** Available data **
Start

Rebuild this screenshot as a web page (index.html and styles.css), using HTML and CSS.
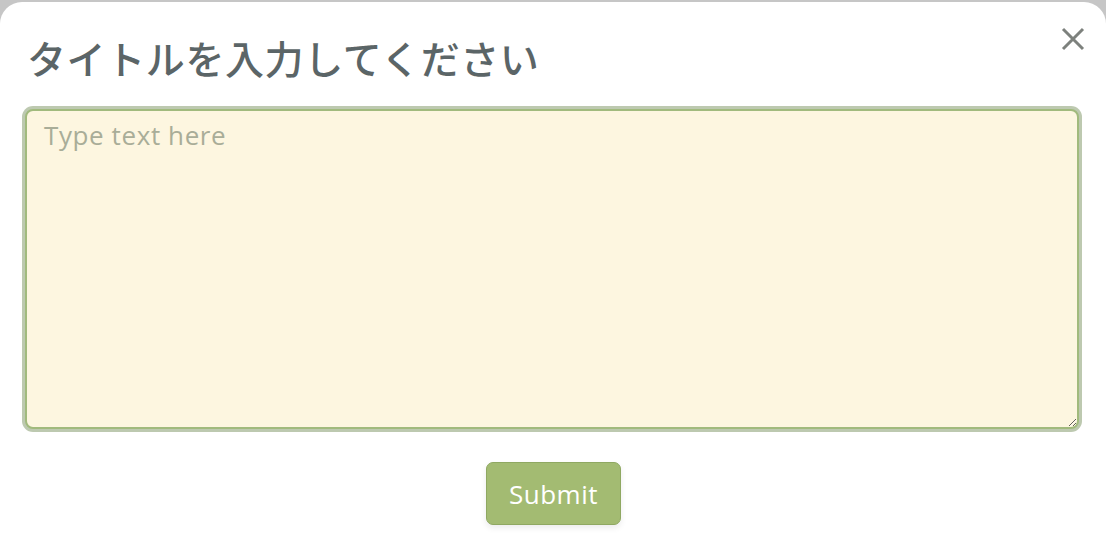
FILE: index.html
```html
<!DOCTYPE html>
<html lang="ja">
<head>
<meta charset="utf-8">
<title>Modal</title>
<link rel="stylesheet" href="styles.css">
</head>
<body>
<div class="modal">
  <button class="close" type="button" aria-label="Close">
    <svg width="24" height="24" viewBox="0 0 24 24"><path d="M2 2 L22 22 M22 2 L2 22" stroke="#7d817d" stroke-width="3" stroke-linecap="butt" fill="none"/></svg>
  </button>
  <h1 class="title">タイトルを入力してください</h1>
  <textarea class="field" placeholder="Type text here" autofocus></textarea>
  <div class="actions">
    <button class="submit" type="button">Submit</button>
  </div>
</div>
</body>
</html>
```
FILE: styles.css
```css
html, body {
  margin: 0;
  padding: 0;
  height: 100%;
}
body {
  background: #c6c6c6;
  font-family: "Noto Sans CJK JP", "Liberation Sans", sans-serif;
}
.modal {
  position: relative;
  margin-top: 2px;
  height: calc(100% - 2px);
  box-sizing: border-box;
  background: #ffffff;
  border-radius: 22px 22px 0 0;
  padding: 23px 24px 0 25px;
}
.close {
  position: absolute;
  top: 25px;
  right: 21px;
  width: 24px;
  height: 24px;
  padding: 0;
  border: 0;
  background: transparent;
  display: flex;
}
.title {
  margin: 0 0 0 2px;
  font-weight: 500;
  font-size: 39px;
  line-height: 64px;
  color: #5b6567;
  font-family: "Noto Sans CJK JP", sans-serif;
  letter-spacing: 0.6px;
}
.field {
  display: block;
  margin-top: 20px;
  width: 1054px;
  height: 320px;
  box-sizing: border-box;
  border: 2px solid #a1ba7d;
  border-radius: 8px;
  box-shadow: 0 0 0 3px #bdc9b0;
  background: #fdf6e0;
  outline: none;
  padding: 9px 17px;
  font-family: "Open Sans", sans-serif;
  font-size: 26px;
  line-height: 30px;
  letter-spacing: 0.6px;
  color: #333;
  resize: both;
  caret-color: #333;
}
.field::placeholder {
  color: #a9ad98;
}
.actions {
  display: flex;
  justify-content: center;
  margin-top: 33px;
}
.submit {
  width: 135px;
  height: 63px;
  box-sizing: border-box;
  background: #a3bb72;
  border: 1px solid #8fa862;
  border-radius: 7px;
  color: #ffffff;
  font-family: "Open Sans", sans-serif;
  font-size: 26px;
  letter-spacing: 0.5px;
  box-shadow: 0 3px 6px rgba(0,0,0,0.08);
  padding: 0;
}
```
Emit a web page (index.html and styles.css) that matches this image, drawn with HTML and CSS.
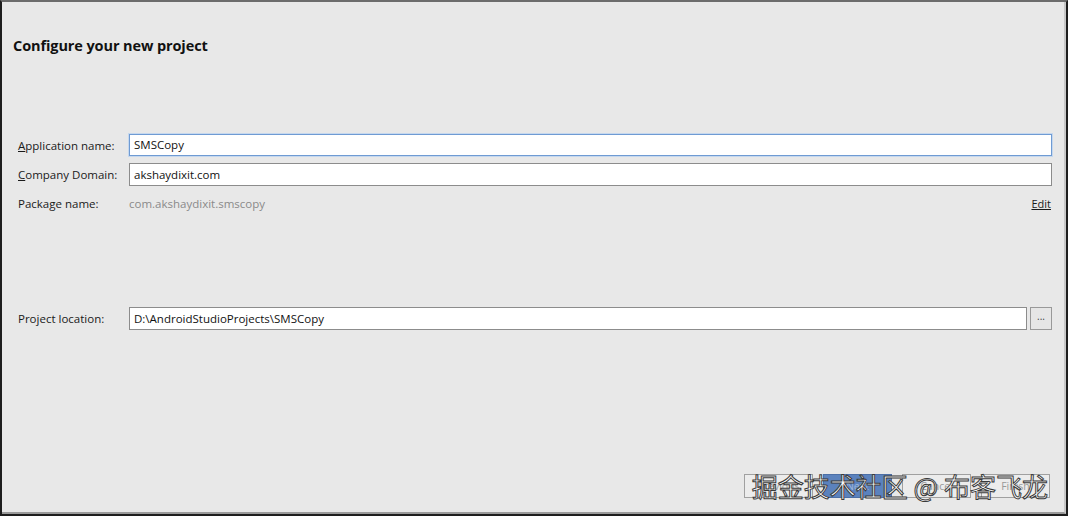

End

Retype each line of the listing above word for word. Exclude the pictures.

Rebuild this screenshot as a web page (index.html and styles.css), using HTML and CSS.
FILE: index.html
```html
<!DOCTYPE html>
<html lang="ja">
<head>
<meta charset="utf-8">
<title>Modal</title>
<link rel="stylesheet" href="styles.css">
</head>
<body>
<div class="modal">
  <button class="close" type="button" aria-label="Close">
    <svg width="24" height="24" viewBox="0 0 24 24"><path d="M2 2 L22 22 M22 2 L2 22" stroke="#7d817d" stroke-width="3" stroke-linecap="butt" fill="none"/></svg>
  </button>
  <h1 class="title">タイトルを入力してください</h1>
  <textarea class="field" placeholder="Type text here" autofocus></textarea>
  <div class="actions">
    <button class="submit" type="button">Submit</button>
  </div>
</div>
</body>
</html>
```
FILE: styles.css
```css
html, body {
  margin: 0;
  padding: 0;
  height: 100%;
}
body {
  background: #c6c6c6;
  font-family: "Noto Sans CJK JP", "Liberation Sans", sans-serif;
}
.modal {
  position: relative;
  margin-top: 2px;
  height: calc(100% - 2px);
  box-sizing: border-box;
  background: #ffffff;
  border-radius: 22px 22px 0 0;
  padding: 23px 24px 0 25px;
}
.close {
  position: absolute;
  top: 25px;
  right: 21px;
  width: 24px;
  height: 24px;
  padding: 0;
  border: 0;
  background: transparent;
  display: flex;
}
.title {
  margin: 0 0 0 2px;
  font-weight: 500;
  font-size: 39px;
  line-height: 64px;
  color: #5b6567;
  font-family: "Noto Sans CJK JP", sans-serif;
  letter-spacing: 0.6px;
}
.field {
  display: block;
  margin-top: 20px;
  width: 1054px;
  height: 320px;
  box-sizing: border-box;
  border: 2px solid #a1ba7d;
  border-radius: 8px;
  box-shadow: 0 0 0 3px #bdc9b0;
  background: #fdf6e0;
  outline: none;
  padding: 9px 17px;
  font-family: "Open Sans", sans-serif;
  font-size: 26px;
  line-height: 30px;
  letter-spacing: 0.6px;
  color: #333;
  resize: both;
  caret-color: #333;
}
.field::placeholder {
  color: #a9ad98;
}
.actions {
  display: flex;
  justify-content: center;
  margin-top: 33px;
}
.submit {
  width: 135px;
  height: 63px;
  box-sizing: border-box;
  background: #a3bb72;
  border: 1px solid #8fa862;
  border-radius: 7px;
  color: #ffffff;
  font-family: "Open Sans", sans-serif;
  font-size: 26px;
  letter-spacing: 0.5px;
  box-shadow: 0 3px 6px rgba(0,0,0,0.08);
  padding: 0;
}
```
Emit a web page (index.html and styles.css) that matches this image, drawn with HTML and CSS.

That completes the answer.